Bedtime Battles

Okay, I’m doing something wrong. I know I am. The last couple of nights it’s a freaking scene trying to get Vivien to sleep. I admit it does not bring out the best in me. I just want a little TV/reading time and then to go to sleep.

Just a few nights ago, she told me to beat it, and she went down peacefully all by herself. But the last two nights are indicative of what about 25% percent of my week is with her. I say, “last cartoon.” Then we go and book out picks, have some milk, brush teeth, a little talk or song, and sleep… except she is writhing around and doesn’t want to sleep, can’t sleep. I stay with her while she sleeps. I have since she was tiny. It bugs Mark, but I’m like, hey you aren’t home at bedtime most of the time anyway, so what do you care?

I can stay till she goes to sleep, that’s okay… when it’s a few minutes, but these nighttime battles are making me bonkers.

My neighbor said yesterday that her kids pass out at 7:30. Wow, that would be a dream. Her kids are a little older and no longer have a naptime at school. Okay, so I told Vivien, “You don’t have to nap at school” hoping she would be so pooped I’d be watching “Modern Family” all relaxed with a facial mask.

Mark looked horrified when I said “no nap.”

“But she will come home in a terrible mood.” Let’s try it, I said.

Sure enough.  After school Vivien, my sister Cecily and I all played Zingo till Vivien threw all the pieces down on the ground and rushed from the screaming, “You aren’t going to win, you aren’t going to win.”

Later, dinnertime went fine, last cartoon, fine. Reading books, teeth brushing, check and check. The lights when out.  And “Mommy I do not want to go to sleep.”

Arghhhhhh!

I said, fine, take your time, but I’m moving on. I didn’t say, “I’m tired of being your hostage.” Though I thought it. But she follows me out and says, “What should we do now mommy?”

Go to bed, that’s what we should do. Go to sleep. I remember some child development class saying stressing them out about bedtime is a bad idea, but now, I’M STRESSED.

Rex is looking perplexed, but now he see’s Vivien, so he is excited and he isn’t going down. Now I need to nurse him and get her down. And it’s 9:12 and I want to shut my door and watch TV by myself or take a bubble bath, or put a hobo sack over my solider and jump on a freight car.

My Kid’s Nap Is Exhausting Me

Maybe I’ve blown it. I lie down with my daughter for her naps and bedtime; I have to be out of the house for her to allow anyone else to do it. And even then, with babysitter, dad, aunt, grandma… it can be a struggle. I don’t mind doing it most of the time. I am ready to sack out at any given moment, so often it’s fine with me. But lately, I had three days running where she was not going to sleep.  

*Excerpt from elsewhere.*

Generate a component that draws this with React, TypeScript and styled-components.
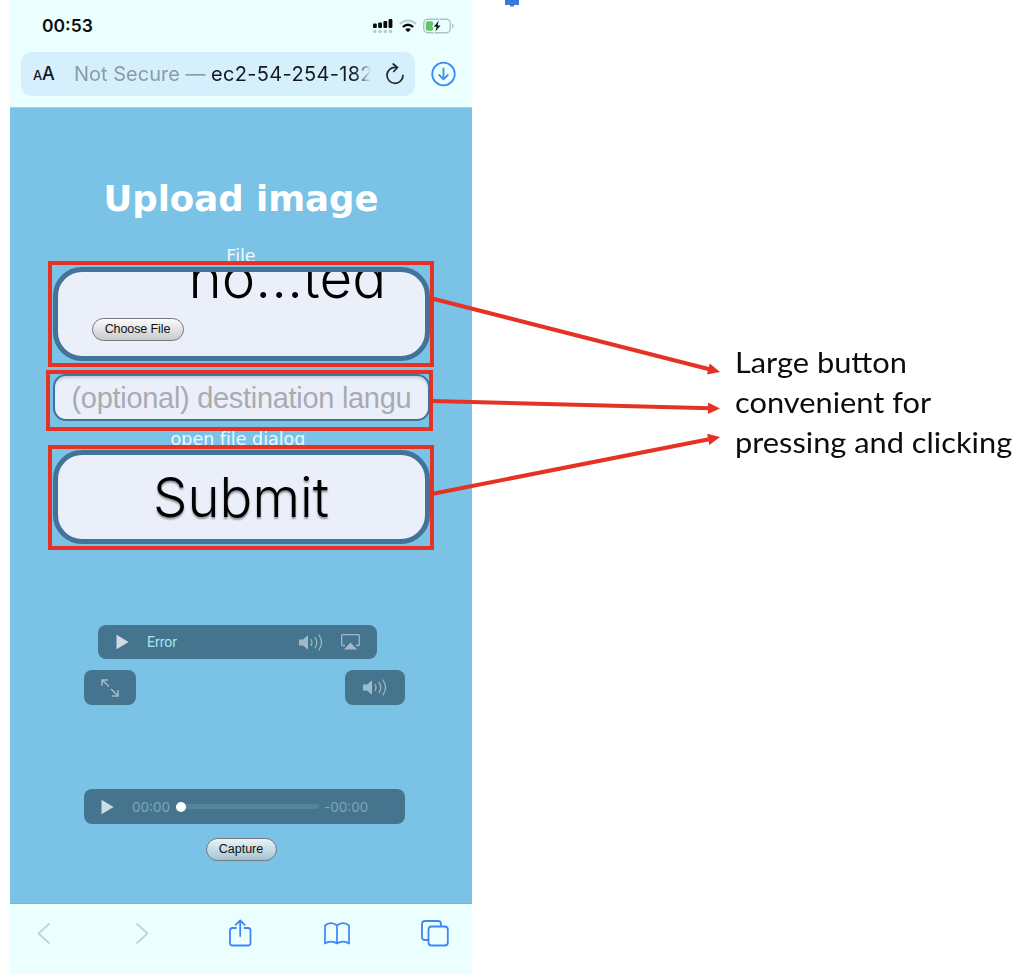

So I become mommie dearest. If I really can’t get her to nap, then she has to stay in her room for the “nap time” and I go to my room and either sleep – rare – or watch MSNBC.

Preschool Orientation

Well, first off, I look so chubby in this, it’s hard for me to watch. But beyond my jelly roll, this illustrates when I got a little too caught up in preschool and briefly forgot my responsibility as a mom. I taped this a few weeks ago, but thought it was better to run it as we are going through the transition of the start of preschool

Today is D-Day. I can stay a while, but then have to leave to go to work. I am having my sister and niece pick her up, which Vivien is excited about.  I just hope she doesn’t cry when I leave.  Ugh.

My Friends Hate Me

I love the “it takes a village” idea. It’s the way to go. But, sadly my village is just too spread out for me. No wonder there are moms who get depressed or start drinking – it can be isolating. In fact when I was pregnant, my number one fear of being a mom was that I would be home at night with a tiny person who I couldn’t banter with and only the glow of a TV set to keep me warm. In a nutshell, that I would be an isolated woman. Little did I know one day I would start to embrace this.

Travel You Pay For

Not in the money sense but in the exhaustion, dirty house, cranky child way.

We got back to LA from NYC late last night. God, was I glad to leave. Love NYC, but when the urine on the street mixes with a heat wave, the smell fills your nostrils and makes you wonder why people pay so much in rent to live there. (More later on plane travel with a toddler. Oy vey.)

I got up early for work today and was looking forward to that nap with Vivien. Prior to her nap she was in a fit state I have rarely seen. As I was trying to deal with her, my stepson was watching TV and I thought, hmm, no wonder he rarely brings friends over here. You know when your kid is really wound up and you can’t figure out why? Except for the fact that her time clock is off? And there it is, yes, snot out of the nose; Viv has a little cold. It made me stay calmer. I didn’t lose my cool.

Finally got her to sleep and I drifted off to sleep for a few glorious minutes. Then the phone rang. Twice. I understand murder.